Your Pitch Was Fine. Your Org Chart Was Wrong.
A former Google partnerships lead on what 10 years of vendor pitches taught her about how deals actually get signed.
Founders spend weeks polishing a pitch.
What they almost never see is what happens when they leave the room.
The side conversations.
The doubt.
The quiet “let’s park this.”
The Slack message that just says “thoughts?” with no follow-up.
Loretta lived in that room for ten years at Google evaluating vendor partnerships. She saw over 100 pitches. Maybe 10 survived. The other 90 probably still think the demo went well.
When I read her piece, it felt familiar. It maps onto the same patterns I keep coming back to here.
Can they repeat what you do.
Can they prove it.
What happens when it breaks.
And what happens after the meeting.
There’s a story in here about a vendor who bypassed the actual decision maker three times to reach someone more senior. It went about as well as you’d expect. Don’t skim that part.
I’ll hand it over to Loretta.
For years, I was the gatekeeper.
Startups would pitch me their SaaS tools, creative agencies, measurement platforms, all hoping to get access to Google’s app developer ecosystem. I decided whether they got to work with our customers or got politely archived.

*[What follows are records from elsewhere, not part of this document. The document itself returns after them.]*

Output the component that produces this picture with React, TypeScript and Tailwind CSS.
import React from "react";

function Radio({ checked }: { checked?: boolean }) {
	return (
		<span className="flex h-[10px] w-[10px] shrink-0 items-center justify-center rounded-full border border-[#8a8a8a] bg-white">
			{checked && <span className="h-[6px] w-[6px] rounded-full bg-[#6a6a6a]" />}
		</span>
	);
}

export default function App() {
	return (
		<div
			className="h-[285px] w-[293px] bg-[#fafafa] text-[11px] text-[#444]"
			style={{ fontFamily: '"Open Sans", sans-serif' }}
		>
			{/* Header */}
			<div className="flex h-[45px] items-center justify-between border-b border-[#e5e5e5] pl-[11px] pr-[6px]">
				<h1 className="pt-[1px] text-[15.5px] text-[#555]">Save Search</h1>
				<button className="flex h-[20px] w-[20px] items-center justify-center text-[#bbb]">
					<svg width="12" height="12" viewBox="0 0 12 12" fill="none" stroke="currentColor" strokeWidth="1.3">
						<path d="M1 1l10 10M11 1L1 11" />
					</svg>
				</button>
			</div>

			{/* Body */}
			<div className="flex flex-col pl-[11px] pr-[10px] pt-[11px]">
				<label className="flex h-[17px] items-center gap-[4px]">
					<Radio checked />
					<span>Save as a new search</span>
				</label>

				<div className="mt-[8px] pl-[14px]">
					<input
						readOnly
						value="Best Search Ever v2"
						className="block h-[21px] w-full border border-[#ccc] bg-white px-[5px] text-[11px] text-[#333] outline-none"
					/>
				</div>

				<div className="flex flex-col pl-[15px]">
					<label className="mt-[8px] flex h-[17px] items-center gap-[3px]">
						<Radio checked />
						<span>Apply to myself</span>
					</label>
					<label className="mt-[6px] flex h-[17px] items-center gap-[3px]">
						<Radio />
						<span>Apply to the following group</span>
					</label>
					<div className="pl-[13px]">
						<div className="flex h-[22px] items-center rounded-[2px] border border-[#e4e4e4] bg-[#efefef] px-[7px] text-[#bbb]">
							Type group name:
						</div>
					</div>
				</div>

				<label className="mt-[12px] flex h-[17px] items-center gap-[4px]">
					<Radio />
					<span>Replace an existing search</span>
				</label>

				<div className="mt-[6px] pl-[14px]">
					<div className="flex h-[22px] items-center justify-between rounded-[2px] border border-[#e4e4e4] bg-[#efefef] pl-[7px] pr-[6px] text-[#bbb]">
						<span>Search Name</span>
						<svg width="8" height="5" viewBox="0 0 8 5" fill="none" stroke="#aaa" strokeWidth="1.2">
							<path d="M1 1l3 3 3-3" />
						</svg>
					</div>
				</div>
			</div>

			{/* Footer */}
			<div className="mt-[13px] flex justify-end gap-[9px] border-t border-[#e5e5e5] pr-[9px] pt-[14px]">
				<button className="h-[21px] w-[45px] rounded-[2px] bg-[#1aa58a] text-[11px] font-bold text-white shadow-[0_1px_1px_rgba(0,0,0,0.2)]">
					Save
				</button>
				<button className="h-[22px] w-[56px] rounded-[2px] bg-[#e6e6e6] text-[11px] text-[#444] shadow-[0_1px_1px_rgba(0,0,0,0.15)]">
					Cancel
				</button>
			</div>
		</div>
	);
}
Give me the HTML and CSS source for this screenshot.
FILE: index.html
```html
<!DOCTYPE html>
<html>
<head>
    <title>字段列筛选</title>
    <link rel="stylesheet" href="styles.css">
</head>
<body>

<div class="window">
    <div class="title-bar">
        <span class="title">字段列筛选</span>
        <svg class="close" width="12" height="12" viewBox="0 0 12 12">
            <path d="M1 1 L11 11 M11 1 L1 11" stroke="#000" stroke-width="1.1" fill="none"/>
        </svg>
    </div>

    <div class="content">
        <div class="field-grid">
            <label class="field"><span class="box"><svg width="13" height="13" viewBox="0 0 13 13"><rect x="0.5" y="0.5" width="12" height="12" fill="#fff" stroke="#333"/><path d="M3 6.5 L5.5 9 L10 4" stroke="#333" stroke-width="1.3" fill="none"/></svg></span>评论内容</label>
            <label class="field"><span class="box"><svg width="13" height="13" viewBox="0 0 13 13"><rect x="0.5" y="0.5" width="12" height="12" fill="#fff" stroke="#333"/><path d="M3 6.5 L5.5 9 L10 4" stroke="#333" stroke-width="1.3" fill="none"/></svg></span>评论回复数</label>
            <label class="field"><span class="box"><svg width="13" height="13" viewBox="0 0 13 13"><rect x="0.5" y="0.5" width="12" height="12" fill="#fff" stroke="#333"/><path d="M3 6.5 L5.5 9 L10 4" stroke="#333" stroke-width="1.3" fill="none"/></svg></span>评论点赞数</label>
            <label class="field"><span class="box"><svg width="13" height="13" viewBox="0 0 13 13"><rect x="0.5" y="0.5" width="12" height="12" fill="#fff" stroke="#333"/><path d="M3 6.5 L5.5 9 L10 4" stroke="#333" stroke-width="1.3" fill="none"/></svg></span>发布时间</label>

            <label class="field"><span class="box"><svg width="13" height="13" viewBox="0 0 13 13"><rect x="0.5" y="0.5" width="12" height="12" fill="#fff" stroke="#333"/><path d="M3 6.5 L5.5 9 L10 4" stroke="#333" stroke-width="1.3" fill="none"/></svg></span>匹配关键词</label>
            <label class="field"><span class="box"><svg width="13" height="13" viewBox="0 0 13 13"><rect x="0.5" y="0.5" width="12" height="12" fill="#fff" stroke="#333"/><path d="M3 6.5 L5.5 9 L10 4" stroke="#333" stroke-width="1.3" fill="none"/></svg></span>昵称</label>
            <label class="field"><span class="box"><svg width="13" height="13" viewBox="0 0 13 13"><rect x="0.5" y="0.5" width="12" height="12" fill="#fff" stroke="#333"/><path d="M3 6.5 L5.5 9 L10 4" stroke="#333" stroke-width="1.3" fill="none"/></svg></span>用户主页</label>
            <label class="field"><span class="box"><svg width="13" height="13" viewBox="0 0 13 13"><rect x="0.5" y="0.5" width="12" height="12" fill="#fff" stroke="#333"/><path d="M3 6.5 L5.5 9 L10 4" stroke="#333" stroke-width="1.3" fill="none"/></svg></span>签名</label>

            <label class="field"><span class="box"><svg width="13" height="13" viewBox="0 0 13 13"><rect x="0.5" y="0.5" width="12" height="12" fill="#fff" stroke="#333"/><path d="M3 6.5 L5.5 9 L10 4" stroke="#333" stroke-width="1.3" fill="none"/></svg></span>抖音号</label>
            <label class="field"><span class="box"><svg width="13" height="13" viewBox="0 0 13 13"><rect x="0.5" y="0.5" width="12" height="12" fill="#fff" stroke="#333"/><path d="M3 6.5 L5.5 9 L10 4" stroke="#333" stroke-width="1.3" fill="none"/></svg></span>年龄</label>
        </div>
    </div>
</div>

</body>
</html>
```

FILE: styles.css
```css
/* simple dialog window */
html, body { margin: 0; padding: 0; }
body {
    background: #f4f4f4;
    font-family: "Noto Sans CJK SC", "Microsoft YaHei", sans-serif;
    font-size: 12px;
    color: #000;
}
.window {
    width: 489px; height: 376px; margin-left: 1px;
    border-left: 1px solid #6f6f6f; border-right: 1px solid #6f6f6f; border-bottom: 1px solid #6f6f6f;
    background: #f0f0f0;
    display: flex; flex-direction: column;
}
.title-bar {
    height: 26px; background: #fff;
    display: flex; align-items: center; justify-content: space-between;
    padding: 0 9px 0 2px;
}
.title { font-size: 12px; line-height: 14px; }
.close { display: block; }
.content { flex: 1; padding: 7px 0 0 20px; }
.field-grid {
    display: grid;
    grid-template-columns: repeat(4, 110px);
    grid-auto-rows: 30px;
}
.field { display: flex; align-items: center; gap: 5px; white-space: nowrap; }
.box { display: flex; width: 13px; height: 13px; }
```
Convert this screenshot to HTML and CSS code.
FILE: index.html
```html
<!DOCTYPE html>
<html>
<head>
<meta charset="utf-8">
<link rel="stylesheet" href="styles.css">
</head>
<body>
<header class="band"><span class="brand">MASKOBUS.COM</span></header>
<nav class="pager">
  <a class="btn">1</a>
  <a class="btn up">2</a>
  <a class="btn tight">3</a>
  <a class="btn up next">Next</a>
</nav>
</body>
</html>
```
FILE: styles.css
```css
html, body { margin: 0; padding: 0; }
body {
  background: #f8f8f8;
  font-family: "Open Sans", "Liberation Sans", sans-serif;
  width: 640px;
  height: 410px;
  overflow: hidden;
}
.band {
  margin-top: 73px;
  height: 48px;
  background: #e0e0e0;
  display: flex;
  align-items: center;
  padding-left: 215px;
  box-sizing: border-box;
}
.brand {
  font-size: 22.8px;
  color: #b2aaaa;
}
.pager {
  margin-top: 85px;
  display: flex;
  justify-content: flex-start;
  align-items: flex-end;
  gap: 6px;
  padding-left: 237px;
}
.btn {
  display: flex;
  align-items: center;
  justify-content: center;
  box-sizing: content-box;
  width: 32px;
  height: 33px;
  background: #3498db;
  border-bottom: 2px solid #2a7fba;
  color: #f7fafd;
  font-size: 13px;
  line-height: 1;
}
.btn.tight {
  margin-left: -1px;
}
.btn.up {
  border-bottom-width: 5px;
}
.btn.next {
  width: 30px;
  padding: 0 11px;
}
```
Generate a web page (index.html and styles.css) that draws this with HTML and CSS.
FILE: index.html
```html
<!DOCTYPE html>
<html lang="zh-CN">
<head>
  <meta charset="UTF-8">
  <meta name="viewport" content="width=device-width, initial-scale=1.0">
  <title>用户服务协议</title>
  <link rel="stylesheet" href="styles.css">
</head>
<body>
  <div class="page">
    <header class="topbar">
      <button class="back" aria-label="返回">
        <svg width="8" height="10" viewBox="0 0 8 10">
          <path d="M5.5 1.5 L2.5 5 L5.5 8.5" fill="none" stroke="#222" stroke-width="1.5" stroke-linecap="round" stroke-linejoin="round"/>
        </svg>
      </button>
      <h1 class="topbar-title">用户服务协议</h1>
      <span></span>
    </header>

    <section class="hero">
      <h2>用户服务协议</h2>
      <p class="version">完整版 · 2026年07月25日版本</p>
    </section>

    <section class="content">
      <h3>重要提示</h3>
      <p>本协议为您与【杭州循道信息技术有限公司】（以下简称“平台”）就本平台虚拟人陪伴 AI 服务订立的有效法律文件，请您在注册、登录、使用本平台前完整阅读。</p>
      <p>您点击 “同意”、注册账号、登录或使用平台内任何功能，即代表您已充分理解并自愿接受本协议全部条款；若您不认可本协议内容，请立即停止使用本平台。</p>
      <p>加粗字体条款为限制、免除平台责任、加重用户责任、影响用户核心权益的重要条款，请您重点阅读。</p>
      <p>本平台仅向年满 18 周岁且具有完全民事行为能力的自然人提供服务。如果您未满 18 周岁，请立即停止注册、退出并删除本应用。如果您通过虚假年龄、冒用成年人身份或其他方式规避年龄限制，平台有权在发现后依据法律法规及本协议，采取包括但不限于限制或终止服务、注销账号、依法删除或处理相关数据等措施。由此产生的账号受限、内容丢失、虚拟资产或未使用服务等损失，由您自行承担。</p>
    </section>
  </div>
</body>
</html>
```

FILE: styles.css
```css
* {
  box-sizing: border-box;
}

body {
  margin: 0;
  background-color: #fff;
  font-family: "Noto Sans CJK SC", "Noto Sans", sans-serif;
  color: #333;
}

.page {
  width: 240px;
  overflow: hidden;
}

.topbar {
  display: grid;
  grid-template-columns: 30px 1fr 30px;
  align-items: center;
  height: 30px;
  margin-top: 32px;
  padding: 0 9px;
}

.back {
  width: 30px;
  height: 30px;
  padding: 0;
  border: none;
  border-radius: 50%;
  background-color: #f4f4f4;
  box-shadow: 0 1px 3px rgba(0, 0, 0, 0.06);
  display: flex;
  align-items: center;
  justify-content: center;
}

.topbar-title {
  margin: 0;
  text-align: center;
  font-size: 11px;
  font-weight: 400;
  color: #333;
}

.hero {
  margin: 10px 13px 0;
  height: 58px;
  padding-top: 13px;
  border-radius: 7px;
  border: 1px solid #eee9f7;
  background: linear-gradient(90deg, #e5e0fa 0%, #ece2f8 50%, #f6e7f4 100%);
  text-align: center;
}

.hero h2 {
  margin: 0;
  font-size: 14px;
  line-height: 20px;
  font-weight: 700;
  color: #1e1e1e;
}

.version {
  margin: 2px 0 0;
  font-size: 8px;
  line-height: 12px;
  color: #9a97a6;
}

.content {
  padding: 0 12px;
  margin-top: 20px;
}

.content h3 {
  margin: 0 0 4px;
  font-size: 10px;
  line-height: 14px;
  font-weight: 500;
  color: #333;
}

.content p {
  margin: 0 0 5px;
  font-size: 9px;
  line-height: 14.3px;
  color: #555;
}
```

Out of 100+ partnership pitches I reviewed, maybe 10 made it through. The gap between success and failure? It wasn’t the product. It was how they approached the sale.
If you’re trying to crack an enterprise deal with Google or similar corporations, here’s what actually works.
The org chart problem
One of the biggest challenges shared with me by my partners is how complex it is to navigate the organisation.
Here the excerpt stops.